Your goal -> Locate each line in the records containing "styled". Copy it.

Exercise material ->
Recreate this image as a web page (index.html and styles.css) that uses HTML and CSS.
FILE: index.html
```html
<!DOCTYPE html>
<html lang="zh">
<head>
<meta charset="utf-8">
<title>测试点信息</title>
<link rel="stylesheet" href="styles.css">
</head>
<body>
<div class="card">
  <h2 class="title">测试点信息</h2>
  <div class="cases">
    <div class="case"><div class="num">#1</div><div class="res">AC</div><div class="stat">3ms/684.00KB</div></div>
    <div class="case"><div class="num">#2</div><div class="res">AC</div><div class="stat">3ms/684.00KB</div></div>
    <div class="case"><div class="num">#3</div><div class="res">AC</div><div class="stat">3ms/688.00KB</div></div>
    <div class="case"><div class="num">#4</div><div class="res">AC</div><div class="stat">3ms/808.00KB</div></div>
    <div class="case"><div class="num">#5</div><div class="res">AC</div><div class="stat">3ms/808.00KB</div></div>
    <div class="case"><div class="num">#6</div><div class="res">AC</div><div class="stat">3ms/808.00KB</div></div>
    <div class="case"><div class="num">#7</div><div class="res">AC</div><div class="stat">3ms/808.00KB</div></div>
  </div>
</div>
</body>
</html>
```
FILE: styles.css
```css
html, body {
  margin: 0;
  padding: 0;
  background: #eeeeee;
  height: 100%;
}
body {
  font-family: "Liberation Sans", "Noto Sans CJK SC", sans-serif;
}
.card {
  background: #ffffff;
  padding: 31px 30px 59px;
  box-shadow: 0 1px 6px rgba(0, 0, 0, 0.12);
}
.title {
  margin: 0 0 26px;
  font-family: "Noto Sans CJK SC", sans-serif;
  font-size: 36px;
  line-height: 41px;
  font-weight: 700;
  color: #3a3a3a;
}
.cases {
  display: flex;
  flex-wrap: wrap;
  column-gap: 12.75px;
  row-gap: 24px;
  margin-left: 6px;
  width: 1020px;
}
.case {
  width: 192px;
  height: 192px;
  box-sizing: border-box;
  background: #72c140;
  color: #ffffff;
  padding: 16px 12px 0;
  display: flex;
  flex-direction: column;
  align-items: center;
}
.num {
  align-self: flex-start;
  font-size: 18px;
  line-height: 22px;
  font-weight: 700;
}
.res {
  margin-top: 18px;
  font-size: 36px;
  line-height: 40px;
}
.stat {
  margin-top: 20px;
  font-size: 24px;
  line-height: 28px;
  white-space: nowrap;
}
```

---

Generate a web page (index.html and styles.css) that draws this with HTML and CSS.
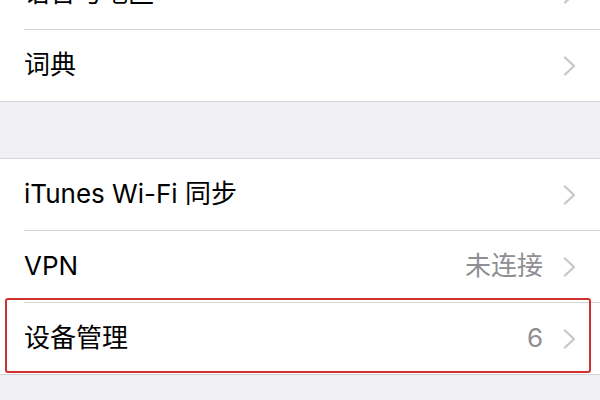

--

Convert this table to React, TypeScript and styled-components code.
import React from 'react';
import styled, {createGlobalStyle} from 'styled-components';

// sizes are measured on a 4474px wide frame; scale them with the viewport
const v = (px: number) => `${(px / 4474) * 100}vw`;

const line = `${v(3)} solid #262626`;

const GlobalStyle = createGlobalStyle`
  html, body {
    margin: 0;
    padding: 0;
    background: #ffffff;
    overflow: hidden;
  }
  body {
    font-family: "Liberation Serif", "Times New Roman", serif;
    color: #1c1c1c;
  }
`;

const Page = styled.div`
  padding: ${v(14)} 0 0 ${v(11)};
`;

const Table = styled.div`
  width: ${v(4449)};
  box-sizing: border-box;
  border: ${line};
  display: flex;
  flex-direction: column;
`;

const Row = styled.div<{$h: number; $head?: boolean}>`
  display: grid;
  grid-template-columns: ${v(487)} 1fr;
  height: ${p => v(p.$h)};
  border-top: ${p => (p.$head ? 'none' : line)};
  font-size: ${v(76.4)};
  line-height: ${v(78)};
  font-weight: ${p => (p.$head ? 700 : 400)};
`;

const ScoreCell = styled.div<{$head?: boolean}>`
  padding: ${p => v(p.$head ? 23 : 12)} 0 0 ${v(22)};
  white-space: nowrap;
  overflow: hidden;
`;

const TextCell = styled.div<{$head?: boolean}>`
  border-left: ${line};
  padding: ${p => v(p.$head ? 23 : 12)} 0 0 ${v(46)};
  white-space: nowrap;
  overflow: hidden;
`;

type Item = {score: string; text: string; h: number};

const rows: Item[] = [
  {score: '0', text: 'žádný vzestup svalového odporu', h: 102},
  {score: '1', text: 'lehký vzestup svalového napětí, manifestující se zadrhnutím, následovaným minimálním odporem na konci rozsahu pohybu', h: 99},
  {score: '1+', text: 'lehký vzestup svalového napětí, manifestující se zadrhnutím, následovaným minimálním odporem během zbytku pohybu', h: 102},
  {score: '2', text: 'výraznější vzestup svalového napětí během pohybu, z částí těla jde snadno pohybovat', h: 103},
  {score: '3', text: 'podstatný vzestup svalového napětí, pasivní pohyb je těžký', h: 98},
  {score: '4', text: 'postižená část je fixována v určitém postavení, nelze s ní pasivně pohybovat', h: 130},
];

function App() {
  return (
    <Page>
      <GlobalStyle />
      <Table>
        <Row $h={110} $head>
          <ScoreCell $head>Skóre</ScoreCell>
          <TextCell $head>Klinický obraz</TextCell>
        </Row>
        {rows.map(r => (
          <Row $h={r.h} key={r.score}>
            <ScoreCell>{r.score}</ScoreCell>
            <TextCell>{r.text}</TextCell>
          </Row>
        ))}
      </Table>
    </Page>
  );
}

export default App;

Response to the task ->
Convert this table to React, TypeScript and styled-components code.
import styled, {createGlobalStyle} from 'styled-components';
const Page = styled.div`
const Table = styled.div`
const Row = styled.div<{$h: number; $head?: boolean}>`
const ScoreCell = styled.div<{$head?: boolean}>`
const TextCell = styled.div<{$head?: boolean}>`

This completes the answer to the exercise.